The recursion depth can reach O(n) in a skewed tree, which contributes to the space complexity alongside the graph and auxiliary arrays.
Test Cases
from typing import List
class Solution:
def sumOfDistancesInTree(self, n: int, edges: List[List[int]]) -> List[int]:
from collections import defaultdict
graph = defaultdict(list)
for u, v in edges:
graph[u].append(v)
graph[v].append(u)
count = [1] * n
answer = [0] * n
def dfs1(node: int, parent: int):
for neighbor in graph[node]:
if neighbor == parent:
continue
dfs1(neighbor, node)
count[node] += count[neighbor]
answer[node] += answer[neighbor] + count[neighbor]
def dfs2(node: int, parent: int):
for neighbor in graph[node]:
if neighbor == parent:
continue
answer[neighbor] = (
answer[node]
- count[neighbor]
+ (n - count[neighbor])
)
dfs2(neighbor, node)
dfs1(0, -1)
dfs2(0, -1)
return answer
solution = Solution()
assert solution.sumOfDistancesInTree(
6,
[[0,1],[0,2],[2,3],[2,4],[2,5]]
) == [8,12,6,10,10,10] # example 1
assert solution.sumOfDistancesInTree(
1,
[]
) == [0] # single node tree
assert solution.sumOfDistancesInTree(
2,
[[1,0]]
) == [1,1] # two node tree
assert solution.sumOfDistancesInTree(
4,
[[0,1],[1,2],[2,3]]
) == [6,4,4,6] # linear chain
assert solution.sumOfDistancesInTree(
5,
[[0,1],[0,2],[0,3],[0,4]]
) == [4,7,7,7,7] # star topology
assert solution.sumOfDistancesInTree(
3,
[[0,1],[1,2]]
) == [3,2,3] # small chain
assert solution.sumOfDistancesInTree(
7,
[[0,1],[0,2],[1,3],[1,4],[2,5],[2,6]]
) == [10,11,11,16,16,16,16] # balanced binary tree
| Test | Why |
|---|---|
n = 6 example tree |
Validates the main rerooting logic |
| Single node | Verifies minimum boundary case |
| Two nodes | Verifies simplest non-trivial tree |
| Linear chain | Tests maximum depth behavior |
| Star topology | Tests highly centralized structure |
| Small chain of 3 nodes | Verifies symmetry |
| Balanced binary tree | Tests multiple subtree interactions |
Edge Cases
Single Node Tree
A tree with only one node has no edges and no neighbors. This case is easy to mishandle because DFS logic often assumes children exist.
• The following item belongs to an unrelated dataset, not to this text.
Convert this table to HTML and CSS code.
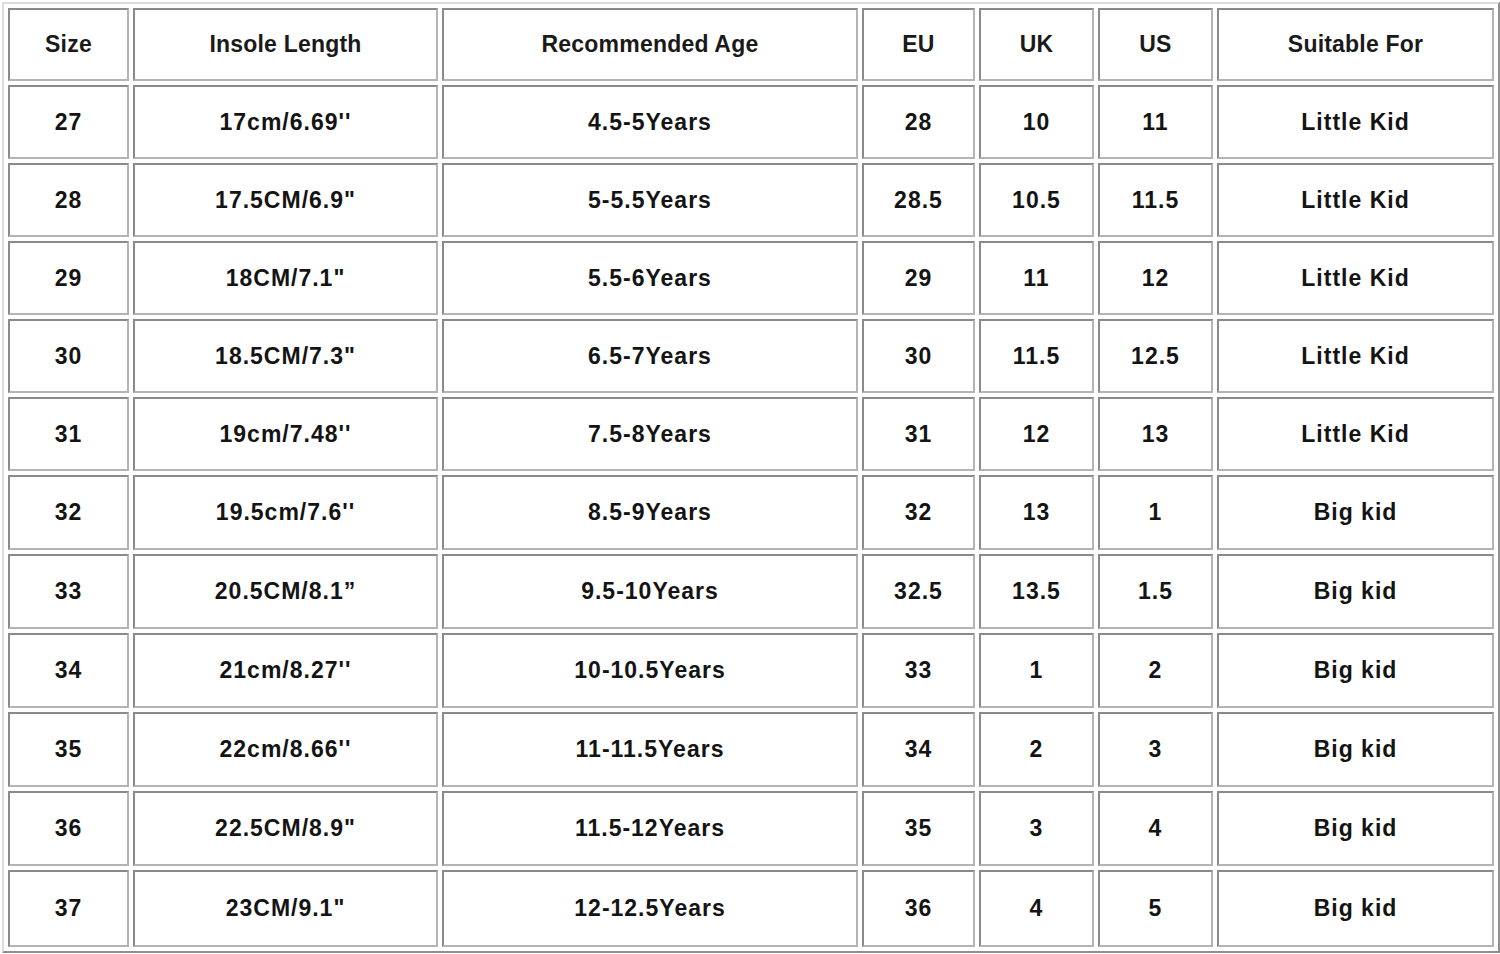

The implementation handles this naturally because:
- the adjacency list for node
0is empty - both DFS traversals terminate immediately
answer[0]remains0
No special-case code is required.
Highly Skewed Tree
A chain-like tree such as:
0 - 1 - 2 - 3 - 4
creates maximum recursion depth and asymmetric subtree sizes.
Naive implementations may repeatedly recompute distances and degrade to quadratic time.
This solution still runs in linear time because:
- each edge is processed only twice
- rerooting updates answers in constant time per edge
Star-Shaped Tree
A tree where one center node connects to every other node creates a large imbalance in subtree sizes.
For example:
1
|
2 - 0 - 3
|
4
The center node has very small distances, while leaf nodes have much larger sums.
The rerooting formula correctly handles this because subtree size directly determines how distances change when moving the root.